Like someone said upthread, the guy being hit with all of that is more “pathetic” than “sympathetic”, but I still think it deserves mention.

The first 184 posts in the thread were made seven years ago. Perhaps that’s why Family Guy and Mad Men references didn’t show up.

In the book Perdido Street Station a rather sympathetic supporting character turns out to be a rapist. I was so pissed.

I don’t recall Quagmire ever raping anyone. Peeping tom, yes. Hitting on under-age girls, yes, albeit unsuccessfully. Both nasty in their own way. But forced sex with an unwilling partner, I don’t recall that.

He stumbled across a young girl bound and gagged in a bathroom stall. His reaction was “Oh yeah!”

I think it was “Dear Diary: Jackpot.”

Peter has called him a rapist directly at least once. Further, Quagmire once said “I’ll never be able to force sex on a woman against her will without thinking of ‘rape’.”

Plus the usual drink he orders for his date is “roofie colada”.

Probably the strongest example I can think of (as in, he is a very sympathetic character and it was definitely rape) is Ugwu in the excellent novel Half of a Yellow Sun. The author, Chimamanda Ngozi Adichie, talked recently about how war changes people and we shouldn’t pretend that anyone can emerge pure from it.

Another literary example is Rose Tremain, The Road Home. It was harder to like this character after the act - it was clearly an act of hatred; and he’s an economic migrant, not a boy soldier.
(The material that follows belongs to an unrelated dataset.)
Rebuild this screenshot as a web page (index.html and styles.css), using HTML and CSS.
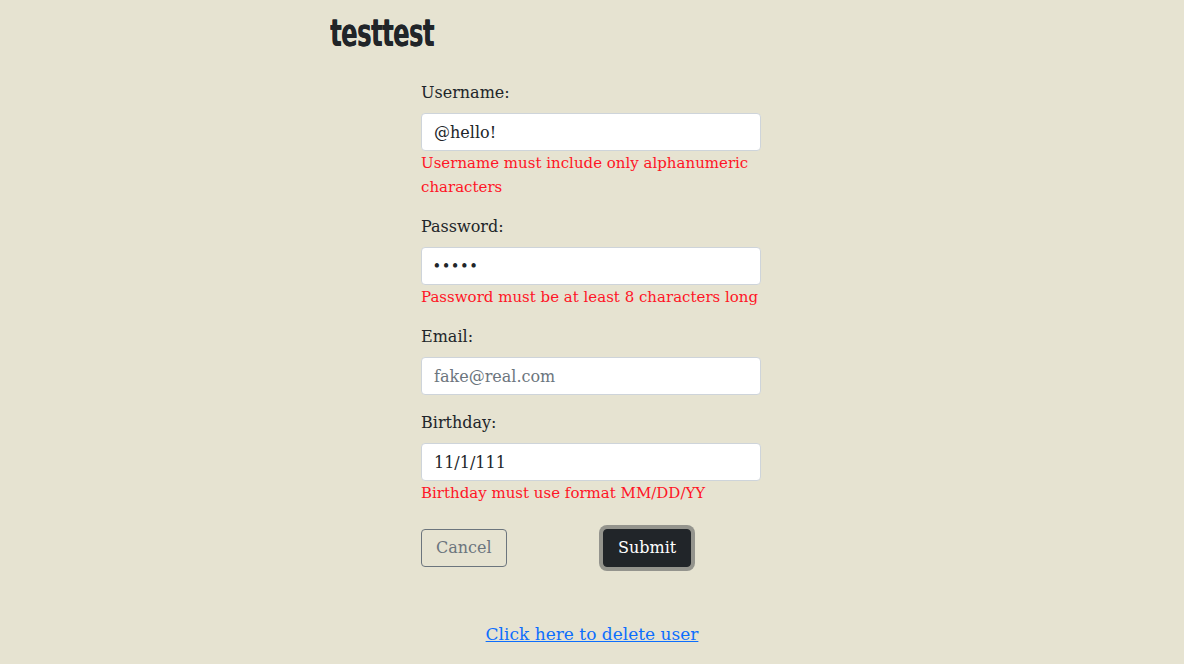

Nevertheless, Tremain creates a very sympathetic character.

(Btw, I don’t personally count examples of men forced to have sex with other equally unwilling partners as rapists.)

He’s seen drugging the Bachelorette and dragging her back to his place before noticing the cameras and leaving her lying on the ground outside. Plus he has automated drugging-and-stripping mechanisms in his house and car.

And that’s not even getting into what he did to Loretta AFTER she died.